__INFORMATION SUPPLIED__.

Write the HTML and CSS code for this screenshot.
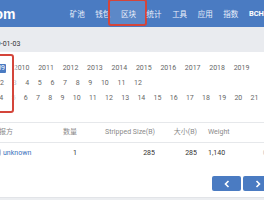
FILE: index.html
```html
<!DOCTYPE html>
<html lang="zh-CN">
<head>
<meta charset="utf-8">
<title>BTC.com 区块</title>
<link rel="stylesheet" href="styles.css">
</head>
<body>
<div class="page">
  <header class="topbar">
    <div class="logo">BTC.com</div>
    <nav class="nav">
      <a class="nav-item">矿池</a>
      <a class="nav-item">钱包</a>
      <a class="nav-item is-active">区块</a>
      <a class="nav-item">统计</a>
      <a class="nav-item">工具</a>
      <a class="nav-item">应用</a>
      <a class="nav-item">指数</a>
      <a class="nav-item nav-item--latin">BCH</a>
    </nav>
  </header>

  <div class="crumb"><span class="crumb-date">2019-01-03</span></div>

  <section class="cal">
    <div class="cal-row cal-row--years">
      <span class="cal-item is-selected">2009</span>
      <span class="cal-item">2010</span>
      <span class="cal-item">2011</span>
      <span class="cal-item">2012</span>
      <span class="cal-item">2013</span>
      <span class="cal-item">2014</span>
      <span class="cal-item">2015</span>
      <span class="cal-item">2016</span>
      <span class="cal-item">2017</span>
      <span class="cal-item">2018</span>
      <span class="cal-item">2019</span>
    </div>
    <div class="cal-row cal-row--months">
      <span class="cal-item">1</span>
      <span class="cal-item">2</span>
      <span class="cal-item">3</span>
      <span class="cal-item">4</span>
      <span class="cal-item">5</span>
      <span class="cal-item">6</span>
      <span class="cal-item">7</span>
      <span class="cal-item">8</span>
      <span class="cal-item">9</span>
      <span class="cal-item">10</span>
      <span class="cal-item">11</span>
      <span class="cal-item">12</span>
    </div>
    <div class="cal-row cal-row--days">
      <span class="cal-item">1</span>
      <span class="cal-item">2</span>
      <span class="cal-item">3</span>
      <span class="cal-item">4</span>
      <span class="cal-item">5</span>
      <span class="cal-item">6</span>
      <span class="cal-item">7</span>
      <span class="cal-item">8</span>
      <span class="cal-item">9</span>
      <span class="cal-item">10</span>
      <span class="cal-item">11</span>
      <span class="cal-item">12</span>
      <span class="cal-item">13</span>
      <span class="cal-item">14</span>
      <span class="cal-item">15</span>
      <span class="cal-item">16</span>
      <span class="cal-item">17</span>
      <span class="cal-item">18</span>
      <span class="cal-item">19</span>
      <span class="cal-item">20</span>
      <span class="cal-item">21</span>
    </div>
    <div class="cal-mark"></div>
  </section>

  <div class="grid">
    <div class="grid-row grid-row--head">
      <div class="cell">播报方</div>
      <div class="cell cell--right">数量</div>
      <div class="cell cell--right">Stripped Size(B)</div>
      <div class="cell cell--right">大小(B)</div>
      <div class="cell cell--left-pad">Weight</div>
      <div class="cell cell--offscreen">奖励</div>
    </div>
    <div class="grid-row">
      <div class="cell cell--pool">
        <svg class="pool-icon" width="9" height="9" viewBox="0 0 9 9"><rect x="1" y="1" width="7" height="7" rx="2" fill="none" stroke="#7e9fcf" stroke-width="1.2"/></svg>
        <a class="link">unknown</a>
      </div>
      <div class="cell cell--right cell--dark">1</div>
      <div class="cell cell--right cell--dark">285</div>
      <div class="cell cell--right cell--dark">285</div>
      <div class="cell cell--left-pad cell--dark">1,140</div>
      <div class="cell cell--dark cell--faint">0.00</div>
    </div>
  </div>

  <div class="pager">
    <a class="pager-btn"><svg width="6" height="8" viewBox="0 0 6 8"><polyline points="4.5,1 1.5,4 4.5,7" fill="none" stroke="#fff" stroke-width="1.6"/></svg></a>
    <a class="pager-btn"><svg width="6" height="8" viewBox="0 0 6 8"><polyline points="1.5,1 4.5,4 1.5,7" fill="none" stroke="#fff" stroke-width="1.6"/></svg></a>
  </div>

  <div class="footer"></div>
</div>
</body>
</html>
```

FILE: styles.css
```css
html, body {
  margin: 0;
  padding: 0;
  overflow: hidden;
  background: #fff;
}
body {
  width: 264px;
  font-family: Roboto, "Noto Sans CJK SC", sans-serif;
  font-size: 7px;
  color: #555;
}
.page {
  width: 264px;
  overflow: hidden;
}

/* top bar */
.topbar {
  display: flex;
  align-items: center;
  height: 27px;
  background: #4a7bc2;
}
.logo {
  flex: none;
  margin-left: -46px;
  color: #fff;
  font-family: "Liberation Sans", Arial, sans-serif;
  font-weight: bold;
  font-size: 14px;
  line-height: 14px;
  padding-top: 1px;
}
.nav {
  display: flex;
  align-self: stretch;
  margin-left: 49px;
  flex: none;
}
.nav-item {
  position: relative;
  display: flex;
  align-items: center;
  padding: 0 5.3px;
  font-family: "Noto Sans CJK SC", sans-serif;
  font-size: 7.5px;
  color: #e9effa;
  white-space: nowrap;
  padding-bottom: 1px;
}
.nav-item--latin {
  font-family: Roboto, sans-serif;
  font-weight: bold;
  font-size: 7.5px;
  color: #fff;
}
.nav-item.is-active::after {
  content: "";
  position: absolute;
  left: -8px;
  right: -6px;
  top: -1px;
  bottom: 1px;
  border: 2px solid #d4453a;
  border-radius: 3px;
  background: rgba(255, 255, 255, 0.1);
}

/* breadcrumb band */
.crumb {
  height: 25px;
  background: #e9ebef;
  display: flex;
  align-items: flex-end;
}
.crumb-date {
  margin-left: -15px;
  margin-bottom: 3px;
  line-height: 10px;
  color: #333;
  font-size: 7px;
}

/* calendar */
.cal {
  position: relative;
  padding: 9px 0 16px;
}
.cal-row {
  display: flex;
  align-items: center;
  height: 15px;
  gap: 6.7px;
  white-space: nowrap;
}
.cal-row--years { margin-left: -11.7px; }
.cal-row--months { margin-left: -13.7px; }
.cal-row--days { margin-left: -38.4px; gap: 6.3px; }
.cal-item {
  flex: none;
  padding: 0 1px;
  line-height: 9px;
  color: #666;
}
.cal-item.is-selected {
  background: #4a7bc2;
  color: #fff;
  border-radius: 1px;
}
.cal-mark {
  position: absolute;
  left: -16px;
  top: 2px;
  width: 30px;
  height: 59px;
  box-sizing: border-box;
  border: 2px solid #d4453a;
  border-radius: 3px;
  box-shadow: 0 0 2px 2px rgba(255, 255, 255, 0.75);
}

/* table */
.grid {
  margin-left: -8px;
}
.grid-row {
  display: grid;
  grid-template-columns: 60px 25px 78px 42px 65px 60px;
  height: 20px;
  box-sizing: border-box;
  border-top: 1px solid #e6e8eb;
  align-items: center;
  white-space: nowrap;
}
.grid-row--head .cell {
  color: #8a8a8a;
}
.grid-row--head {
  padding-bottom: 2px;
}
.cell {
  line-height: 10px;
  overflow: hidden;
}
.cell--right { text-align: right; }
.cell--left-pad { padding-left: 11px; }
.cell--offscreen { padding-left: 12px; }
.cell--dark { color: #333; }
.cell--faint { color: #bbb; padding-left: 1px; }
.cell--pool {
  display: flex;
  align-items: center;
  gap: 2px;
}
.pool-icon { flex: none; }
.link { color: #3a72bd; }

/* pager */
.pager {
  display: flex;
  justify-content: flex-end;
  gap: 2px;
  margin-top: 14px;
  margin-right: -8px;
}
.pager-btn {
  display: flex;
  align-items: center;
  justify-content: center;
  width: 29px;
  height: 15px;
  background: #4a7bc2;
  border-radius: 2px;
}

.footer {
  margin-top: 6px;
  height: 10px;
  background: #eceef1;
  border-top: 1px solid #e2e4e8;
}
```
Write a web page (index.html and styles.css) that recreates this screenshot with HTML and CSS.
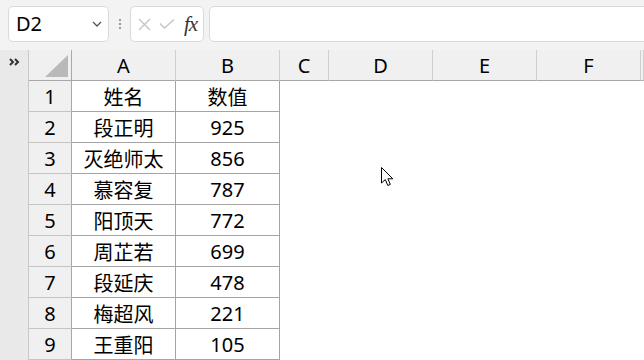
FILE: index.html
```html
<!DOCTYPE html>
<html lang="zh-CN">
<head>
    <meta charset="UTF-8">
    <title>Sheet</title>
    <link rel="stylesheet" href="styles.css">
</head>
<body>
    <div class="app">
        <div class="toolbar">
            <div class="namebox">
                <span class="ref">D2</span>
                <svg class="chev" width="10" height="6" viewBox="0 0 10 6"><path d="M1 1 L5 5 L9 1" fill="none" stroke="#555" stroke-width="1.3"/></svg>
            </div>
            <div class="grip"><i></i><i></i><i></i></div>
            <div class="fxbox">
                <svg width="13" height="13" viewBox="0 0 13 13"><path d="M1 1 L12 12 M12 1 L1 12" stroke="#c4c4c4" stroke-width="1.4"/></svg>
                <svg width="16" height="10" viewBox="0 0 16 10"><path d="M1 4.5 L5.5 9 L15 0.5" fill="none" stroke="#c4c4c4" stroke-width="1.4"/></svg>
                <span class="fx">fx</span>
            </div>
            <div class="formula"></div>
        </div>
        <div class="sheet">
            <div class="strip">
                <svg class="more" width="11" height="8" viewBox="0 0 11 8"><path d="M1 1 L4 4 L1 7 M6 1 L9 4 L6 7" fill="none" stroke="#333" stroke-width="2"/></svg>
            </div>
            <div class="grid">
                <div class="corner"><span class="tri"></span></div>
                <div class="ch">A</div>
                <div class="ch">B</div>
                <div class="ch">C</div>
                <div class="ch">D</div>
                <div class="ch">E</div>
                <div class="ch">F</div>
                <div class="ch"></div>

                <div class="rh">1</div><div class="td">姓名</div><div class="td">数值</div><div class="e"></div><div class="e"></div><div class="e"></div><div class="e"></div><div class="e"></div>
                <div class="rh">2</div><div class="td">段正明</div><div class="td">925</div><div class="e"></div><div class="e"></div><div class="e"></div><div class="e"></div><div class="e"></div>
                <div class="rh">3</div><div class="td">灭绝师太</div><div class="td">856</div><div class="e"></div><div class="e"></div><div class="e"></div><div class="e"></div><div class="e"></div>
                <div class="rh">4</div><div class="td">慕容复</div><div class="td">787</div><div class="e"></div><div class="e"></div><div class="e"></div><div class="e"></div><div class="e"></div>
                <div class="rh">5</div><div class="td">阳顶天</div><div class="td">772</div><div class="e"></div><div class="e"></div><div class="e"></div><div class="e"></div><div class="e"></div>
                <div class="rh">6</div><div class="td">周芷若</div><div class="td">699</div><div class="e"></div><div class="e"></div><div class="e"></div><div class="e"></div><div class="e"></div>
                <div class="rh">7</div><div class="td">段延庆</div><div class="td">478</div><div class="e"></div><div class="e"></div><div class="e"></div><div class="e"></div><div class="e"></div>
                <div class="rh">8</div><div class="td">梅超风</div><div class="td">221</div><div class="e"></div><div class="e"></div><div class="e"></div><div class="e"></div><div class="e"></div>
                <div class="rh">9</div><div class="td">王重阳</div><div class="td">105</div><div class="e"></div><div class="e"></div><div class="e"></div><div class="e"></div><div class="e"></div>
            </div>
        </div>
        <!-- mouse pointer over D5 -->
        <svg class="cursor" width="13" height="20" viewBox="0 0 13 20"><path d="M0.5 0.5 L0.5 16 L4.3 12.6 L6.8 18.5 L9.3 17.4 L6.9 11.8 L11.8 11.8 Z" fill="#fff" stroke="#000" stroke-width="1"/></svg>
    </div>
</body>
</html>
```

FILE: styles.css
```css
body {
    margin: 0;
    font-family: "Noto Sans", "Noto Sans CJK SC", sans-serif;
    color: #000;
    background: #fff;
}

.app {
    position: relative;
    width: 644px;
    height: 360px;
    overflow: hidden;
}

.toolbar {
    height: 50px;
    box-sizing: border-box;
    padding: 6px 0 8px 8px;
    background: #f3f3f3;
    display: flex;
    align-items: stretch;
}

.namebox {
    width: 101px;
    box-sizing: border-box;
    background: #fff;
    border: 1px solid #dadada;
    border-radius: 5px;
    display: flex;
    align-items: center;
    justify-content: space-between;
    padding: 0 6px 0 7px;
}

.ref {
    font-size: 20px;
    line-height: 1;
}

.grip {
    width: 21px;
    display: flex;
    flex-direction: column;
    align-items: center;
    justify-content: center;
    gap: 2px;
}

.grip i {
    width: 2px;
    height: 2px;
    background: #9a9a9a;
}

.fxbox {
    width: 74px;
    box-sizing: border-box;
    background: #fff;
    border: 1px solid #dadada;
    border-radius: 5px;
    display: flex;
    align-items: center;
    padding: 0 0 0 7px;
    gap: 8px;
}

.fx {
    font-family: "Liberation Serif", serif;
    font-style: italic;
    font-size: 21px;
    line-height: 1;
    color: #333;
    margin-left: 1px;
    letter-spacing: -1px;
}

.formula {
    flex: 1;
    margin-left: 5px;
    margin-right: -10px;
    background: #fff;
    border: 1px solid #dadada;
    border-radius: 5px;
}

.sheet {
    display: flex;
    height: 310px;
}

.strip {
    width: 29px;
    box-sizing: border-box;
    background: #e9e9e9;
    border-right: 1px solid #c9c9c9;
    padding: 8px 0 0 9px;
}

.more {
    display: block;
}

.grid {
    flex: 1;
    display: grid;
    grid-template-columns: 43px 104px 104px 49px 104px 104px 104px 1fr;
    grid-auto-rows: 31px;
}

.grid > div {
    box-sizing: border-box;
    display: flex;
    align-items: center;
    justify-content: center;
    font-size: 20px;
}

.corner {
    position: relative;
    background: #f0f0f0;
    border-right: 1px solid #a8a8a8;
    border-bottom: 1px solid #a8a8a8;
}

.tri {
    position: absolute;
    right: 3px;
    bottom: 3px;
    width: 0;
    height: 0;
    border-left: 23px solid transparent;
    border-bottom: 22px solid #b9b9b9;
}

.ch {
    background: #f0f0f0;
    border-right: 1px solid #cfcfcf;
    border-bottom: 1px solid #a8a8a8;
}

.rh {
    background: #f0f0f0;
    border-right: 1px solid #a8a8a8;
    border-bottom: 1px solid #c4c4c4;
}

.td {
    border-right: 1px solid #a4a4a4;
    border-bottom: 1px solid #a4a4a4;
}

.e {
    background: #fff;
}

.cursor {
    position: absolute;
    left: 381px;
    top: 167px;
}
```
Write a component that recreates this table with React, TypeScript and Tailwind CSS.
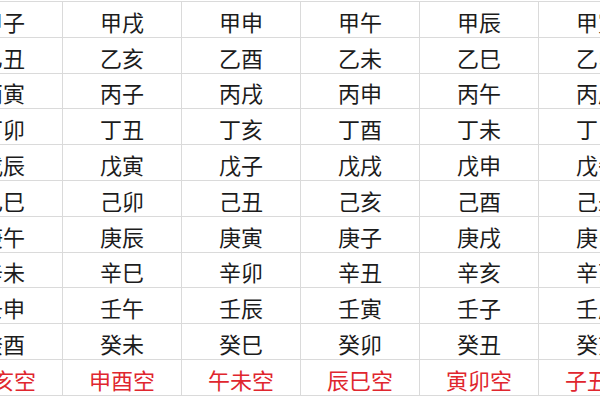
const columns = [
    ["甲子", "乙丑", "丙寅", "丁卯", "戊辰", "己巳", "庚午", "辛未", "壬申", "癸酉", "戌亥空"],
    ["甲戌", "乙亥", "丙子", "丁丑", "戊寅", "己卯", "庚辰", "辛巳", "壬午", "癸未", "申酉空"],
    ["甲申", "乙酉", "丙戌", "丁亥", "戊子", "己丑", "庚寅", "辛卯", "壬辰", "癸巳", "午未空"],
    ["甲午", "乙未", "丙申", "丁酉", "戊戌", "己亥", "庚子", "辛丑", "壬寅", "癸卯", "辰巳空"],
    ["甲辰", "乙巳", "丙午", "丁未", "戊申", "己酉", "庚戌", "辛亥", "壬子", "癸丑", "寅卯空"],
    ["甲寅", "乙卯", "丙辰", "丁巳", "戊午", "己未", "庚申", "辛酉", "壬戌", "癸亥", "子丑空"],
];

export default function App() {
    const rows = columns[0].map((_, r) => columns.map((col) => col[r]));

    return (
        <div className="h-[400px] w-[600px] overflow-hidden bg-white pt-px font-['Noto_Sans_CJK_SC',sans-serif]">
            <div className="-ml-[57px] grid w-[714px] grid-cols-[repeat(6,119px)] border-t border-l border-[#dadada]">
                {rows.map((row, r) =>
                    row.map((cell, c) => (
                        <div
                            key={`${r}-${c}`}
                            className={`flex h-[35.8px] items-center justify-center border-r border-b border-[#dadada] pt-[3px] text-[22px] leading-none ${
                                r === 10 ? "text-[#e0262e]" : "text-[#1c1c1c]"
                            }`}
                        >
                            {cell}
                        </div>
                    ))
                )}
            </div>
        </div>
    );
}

__DIRECTIONS FOR THIS TASK__.
Find the lines above that include the string "screenshot" and copy them.

__ANSWER FOR THE TASK__.
Write the HTML and CSS code for this screenshot.
Write a web page (index.html and styles.css) that recreates this screenshot with HTML and CSS.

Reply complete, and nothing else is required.